When the Lights Go Out (by Ashvin Padurangi, The Automatic Earth blog): Contrast this view with the Yahoo! Finance article above. I tend to take something more seriously when it doesn't ignore energy -- the lifeblood of the global industrial economy.
George Will: Driving a Wedge (by Don Plummer, The Trillium Patch, accessed on Energy Bulletin): I honestly didn't even bother to read the original Newsweek piece by Will cited in this article, but I'm all for anything that points George Will out as the fatuous gasbag that he truly is. Having lived in Westchester County and commuted by train daily, I can state with pretty reasonable confidence that many traveling via rail had a conservative perspective, and that they didn't see the train schedules as leading to any kind of "collectivism." It's probably more likely that they, like me, found the train to be a comfortable and convenient means of transportation.

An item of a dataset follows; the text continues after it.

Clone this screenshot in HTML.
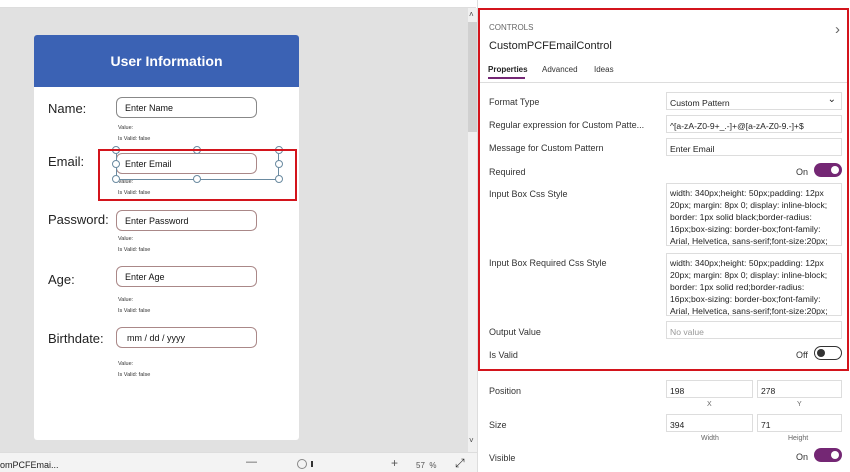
<!DOCTYPE html>
<html><head><style>
*{margin:0;padding:0;box-sizing:border-box}
body{width:850px;height:472px;overflow:hidden;background:#fff;font-family:"Liberation Sans",sans-serif;position:relative;font-size:9px;color:#333}
.a{position:absolute}
.lbl{position:absolute;font-size:13px;color:#222;font-family:"Liberation Sans",sans-serif}
.inp{position:absolute;left:116px;width:141px;height:21px;border:1px solid #a88;border-radius:6px;font-size:9px;padding:5px 0 0 8px;color:#111}
.sm{position:absolute;left:118px;font-size:5.5px;color:#333}
.pl{position:absolute;left:489px;font-size:9px;color:#333}
.box{position:absolute;left:666px;width:176px;border:1px solid #ddd;background:#fff;font-size:8.6px;padding:4px 3px;color:#222;line-height:12px}
.tog{position:absolute;left:814px;width:28px;height:14px;border-radius:7px;background:#742774}
.tog::after{content:"";position:absolute;right:3px;top:3px;width:8px;height:8px;border-radius:50%;background:#fff}
</style></head><body>
<div class="a" style="left:0;top:0;width:476px;height:8px;background:#fff;border-bottom:1px solid #ddd"></div>
<div class="a" style="left:0;top:8px;width:468px;height:444px;background:#e1e1e1"></div>
<div class="a" style="left:468px;top:8px;width:9px;height:444px;background:#f0f0f0"></div>
<div class="a" style="left:468px;top:22px;width:9px;height:110px;background:#d0d0d0"></div>
<div class="a" style="left:469px;top:10px;font-size:8px;color:#444">˄</div>
<div class="a" style="left:469px;top:436px;font-size:8px;color:#444">˅</div>
<div class="a" style="left:34px;top:35px;width:265px;height:405px;background:#fff;border-radius:3px"></div>
<div class="a" style="left:34px;top:35px;width:265px;height:52px;background:#3b62b4;border-radius:3px 3px 0 0;color:#fff;font-size:14px;font-weight:bold;text-align:center;line-height:52px">User Information</div>
<div class="lbl" style="left:48px;top:101px">Name:</div>
<div class="inp" style="top:97px;border-color:#888">Enter Name</div>
<div class="sm" style="top:125px">Value:</div><div class="sm" style="top:136px">Is Valid: false</div>
<div class="lbl" style="left:48px;top:154px">Email:</div>
<div class="inp" style="top:153px">Enter Email</div>
<div class="sm" style="top:179px">Value:</div><div class="sm" style="top:190px">Is Valid: false</div>
<div class="a" style="left:116px;top:150px;width:163px;height:30px;border:1px solid #6a8aa0"></div>
<svg class="a" style="left:110px;top:144px" width="176" height="42"><g fill="#fff" stroke="#6a8aa0" stroke-width="1"><circle cx="6" cy="6" r="3.5"/><circle cx="87" cy="6" r="3.5"/><circle cx="169" cy="6" r="3.5"/><circle cx="6" cy="20" r="3.5"/><circle cx="169" cy="20" r="3.5"/><circle cx="6" cy="35" r="3.5"/><circle cx="87" cy="35" r="3.5"/><circle cx="169" cy="35" r="3.5"/></g></svg>
<div class="a" style="left:98px;top:149px;width:199px;height:52px;border:2px solid #d3141c"></div>
<div class="lbl" style="left:48px;top:212px">Password:</div>
<div class="inp" style="top:210px">Enter Password</div>
<div class="sm" style="top:236px">Value:</div><div class="sm" style="top:247px">Is Valid: false</div>
<div class="lbl" style="left:48px;top:272px">Age:</div>
<div class="inp" style="top:266px">Enter Age</div>
<div class="sm" style="top:297px">Value:</div><div class="sm" style="top:308px">Is Valid: false</div>
<div class="lbl" style="left:48px;top:331px">Birthdate:</div>
<div class="inp" style="top:327px;padding-left:10px">mm / dd / yyyy</div>
<div class="sm" style="top:361px">Value:</div><div class="sm" style="top:372px">Is Valid: false</div>
<div class="a" style="left:0;top:452px;width:477px;height:20px;background:#f3f3f3;border-top:1px solid #ddd"></div>
<div class="a" style="left:0;top:460px;font-size:9px;color:#222">omPCFEmai...</div>
<div class="a" style="left:246px;top:456px;font-size:11px;color:#555">—</div>
<div class="a" style="left:297px;top:459px;width:10px;height:10px;border:1px solid #888;border-radius:50%"></div>
<div class="a" style="left:311px;top:461px;width:2px;height:6px;background:#333"></div>
<div class="a" style="left:391px;top:456px;font-size:12px;color:#555">+</div>
<div class="a" style="left:416px;top:461px;font-size:8px;color:#555">57 &nbsp;%</div>
<div class="a" style="left:455px;top:456px;font-size:12px;color:#333">⤢</div>
<div class="a" style="left:477px;top:0;width:373px;height:472px;background:#fff;border-left:1px solid #ddd"></div>
<div class="a" style="left:478px;top:8px;width:371px;height:363px;border:2px solid #d3141c"></div>
<div class="a" style="left:489px;top:23px;font-size:8px;color:#666">CONTROLS</div>
<div class="a" style="left:835px;top:21px;font-size:15px;color:#666">›</div>
<div class="a" style="left:489px;top:40px;font-size:11px;color:#222">CustomPCFEmailControl</div>
<div class="a" style="left:488px;top:65px;font-size:8px;font-weight:bold;color:#222">Properties</div>
<div class="a" style="left:488px;top:77px;width:37px;height:2px;background:#742774"></div>
<div class="a" style="left:542px;top:65px;font-size:8px;color:#333">Advanced</div>
<div class="a" style="left:594px;top:65px;font-size:8px;color:#333">Ideas</div>
<div class="a" style="left:480px;top:82px;width:367px;height:1px;background:#ddd"></div>
<div class="pl" style="top:97px">Format Type</div>
<div class="box" style="top:92px;height:18px">Custom Pattern<span style="position:absolute;right:5px;top:1px;font-size:10px">⌄</span></div>
<div class="pl" style="top:120px">Regular expression for Custom Patte...</div>
<div class="box" style="top:115px;height:18px">^[a-zA-Z0-9+_.-]+@[a-zA-Z0-9.-]+$</div>
<div class="pl" style="top:143px">Message for Custom Pattern</div>
<div class="box" style="top:138px;height:18px">Enter Email</div>
<div class="pl" style="top:167px">Required</div>
<div class="a" style="left:796px;top:167px;font-size:9px">On</div>
<div class="tog" style="top:163px"></div>
<div class="pl" style="top:189px">Input Box Css Style</div>
<div class="box" style="top:183px;height:63px;overflow:hidden;padding-top:3px">width: 340px;height: 50px;padding: 12px 20px; margin: 8px 0; display: inline-block; border: 1px solid black;border-radius: 16px;box-sizing: border-box;font-family: Arial, Helvetica, sans-serif;font-size:20px;</div>
<div class="pl" style="top:258px">Input Box Required Css Style</div>
<div class="box" style="top:253px;height:63px;overflow:hidden;padding-top:3px">width: 340px;height: 50px;padding: 12px 20px; margin: 8px 0; display: inline-block; border: 1px solid red;border-radius: 16px;box-sizing: border-box;font-family: Arial, Helvetica, sans-serif;font-size:20px;</div>
<div class="pl" style="top:327px">Output Value</div>
<div class="box" style="top:321px;height:18px;color:#999">No value</div>
<div class="pl" style="top:350px">Is Valid</div>
<div class="a" style="left:796px;top:350px;font-size:9px">Off</div>
<div class="a" style="left:814px;top:346px;width:28px;height:14px;border-radius:7px;border:1px solid #333"></div>
<div class="a" style="left:817px;top:349px;width:8px;height:8px;border-radius:50%;background:#333"></div>
<div class="pl" style="top:386px">Position</div>
<div class="box" style="top:380px;width:87px;height:18px">198</div>
<div class="box" style="left:757px;top:380px;width:85px;height:18px">278</div>
<div class="a" style="left:707px;top:401px;font-size:7px;color:#666">X</div>
<div class="a" style="left:797px;top:401px;font-size:7px;color:#666">Y</div>
<div class="pl" style="top:420px">Size</div>
<div class="box" style="top:414px;width:87px;height:18px">394</div>
<div class="box" style="left:757px;top:414px;width:85px;height:18px">71</div>
<div class="a" style="left:701px;top:435px;font-size:7px;color:#666">Width</div>
<div class="a" style="left:788px;top:435px;font-size:7px;color:#666">Height</div>
<div class="pl" style="top:453px">Visible</div>
<div class="a" style="left:796px;top:452px;font-size:9px">On</div>
<div class="tog" style="top:448px"></div>
</body></html>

The Limits of Incantation (by John Michael Greer, The Archdruid Report, accessed on Energy Bulletin): Greer describes how Americans seem to believe that incantation can relieve us from our current and future predicaments surrounding the availability of cheap, dense energy. It seems to mirror some of the things that I wrote about in a recent post, American Ignorance on Energy, Part One, as well as a much older post (and one of my own personal favorites), The Myths of Historical Positivism.